Lambo, J.:-This is an application under section 28(1) of the Administrator-General's Law Cap 2 of the Laws of Western Nigeria 1959. The applicant, Madam Marian Morenike Olubamiwo, who is the 2nd respondent prays the court for an order:-
"1. appointing the 2nd respondent/applicant (i.e. herself) the legal guardian of Olufunke Olubamiwo;
2. that the applicant/respondent (i.e. The Administrator-General) shall pay the 2nd respondent/applicant the half share of the Estate of the Deceased due to Olufunke Olubamiwo, and
3. restraining the applicant/respondent from paying the children of the 1st respondent/respondent more than their own half share of the Estate;
and for such further order or orders as this honourable Court may deem fit to make in the circumstances."
The applicant is one of the two wives of Benjamin Adekanmbi Olubamiwo, who died in Lagos on the 25th March, 1968, and was survived by six children.

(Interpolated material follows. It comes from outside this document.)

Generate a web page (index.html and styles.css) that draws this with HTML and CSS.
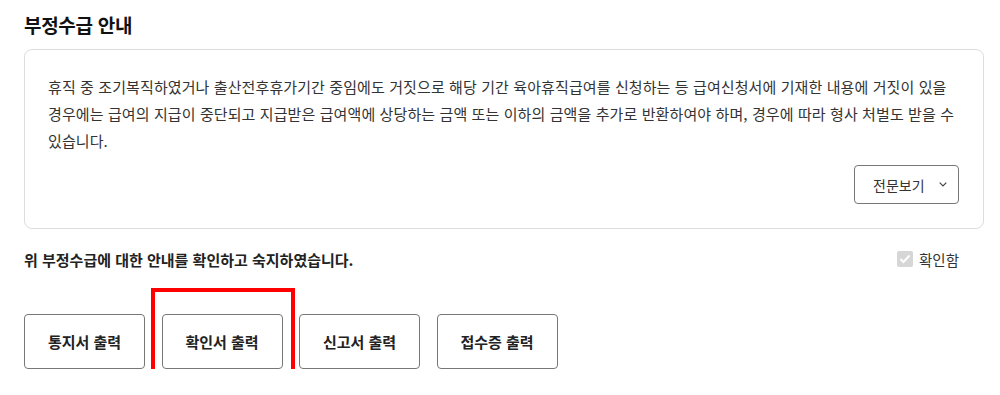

Marian Amoke Olubamiwo is the mother of five of the children, two of whom are adults aged 27 and 24 years. The present applicant's child is an infant aged 3 years. The value of the Estate, the subject-matter of the present application, is £1101-15s-4d. It is alleged in paragraph 11 of the applicant's affidavit that a total sum of £487-14s-5d has been paid to the children of the 1st wife whereas in fact only £90 has so far been paid to her infant child.
On the 20th August, 1970, Caxton-Martins, J., made an order that the Administrator-General should recover sums of money wrongly paid out to two adult children of the deceased; the two sums of money were respectively £104-3s-8d and £104-3s-9d. When, however, on the 27th August 1970, the parties appeared before the court, Counsel for the Administrator-General, Mr Young, is recorded by the learned Judge as having said that:-
"The two sums of £104-3s-8d and £104-3s-9d have not been recovered by the applicant from the two adult beneficiaries. It would take some time to recover them."
As the Administrator-General was, presumably, in doubt as to what customary law was applicable to the distribution of the deceased's Estate, he applied, on the 30th January, 1969, to the Customary Court, Otta, in the Western State, for information. In paragraph 6 of his affidavit filed on the 29th August, 1969, he deposed to having been informed that the Estate should be divided equally between the children of the two wives on the "per stirpes" principle. This information was conveyed to him by the sole President of the Customary Court as follow:-
"OTTA GRADE 'B' CUSTOMARY COURT"
No. OT.C.C.25/70 Grade 'B' Customary Court,
Otta. 3rd February, 1969.
Otta District Council,
Benjamin Adekanmbi Olubamiwo: Deceased
Referring to your endorsement letter No. OT.B/29/143A of 30th January, 1969, I have to inform you that the principle underlying the distribution of an estate under Native Law and Custom in this area is to distribute the estate equally between the children of the deceased two wives:-
Mesdames Amoke Olubamiwo's children 50% and
Marian Morenike Olubamiwo's children 50%.
(Sgd.) A.T. Ahmed, Sole President
Grade 'B' Customary Court, Otta.
Ministry of Justice,
18/24 Ikoyi Road,
But strangely enough, the acting Administrator-General rejected the opinion, claiming in paragraph 7 of his affidavit:-
"That this information is not acceptable to me on the ground that it is inequitable."
In my view, the opinion of the acting Administrator-General is totally irrelevant in the matter as, once he referred the matter or opinion as to the customary method of distribution and that opinion was given, he is, in the absence of any other conflicting opinion from the same source, bound by it, and ought to adopt it.
In Danmole v. Dawodu (1958) 3 F.S.C. 46 it was therein held that the Idi-Igi (per stirpes) method of distribution is an integral part of the Yoruba Native Law and Custom and should be adopted in that case. It was also held that "Idi-Igi" is still in force and is the universal method of distribution except where there is a dispute among the descendants of the intestate as to the proportions into which the estate should be divided. Where there is such dispute, the head of the family is empowered and should decide whether "Ori-Ojori" ought in the particular case to be adopted instead of "Idi-Igi" and that any such decision prevails. The judgment went on to say that "Ori-Ojori" is a relatively modern method of distribution adopted as an expedient to avoid litigation. Further, that "Idi-Igi" (per stirpes) is not repugnant to natural justice, equity and good conscience. Had the attention of the Administrator-General been drawn to this decision, he probably would not have said, as he did in paragraph 7 of his affidavit aforesaid, that the "per stirpes" method of distribution was not acceptable to him on the ground that it was inequitable.
In my view, therefore, there being no other system of distribution placed before the court, the "Idi-Igi" system, as confirmed by the President of the Customary Court of the community in which the deceased was probably born, would be applicable.
In the circumstances of this case, I would reject the contention of the 1st respondent/respondent that the "Ori-Ojori" (per capita) system of distribution should apply.
In the result, there will be an order on the application as prayed. Costs-£52-10s: to the 2nd respondent/applicant payable out of the Estate.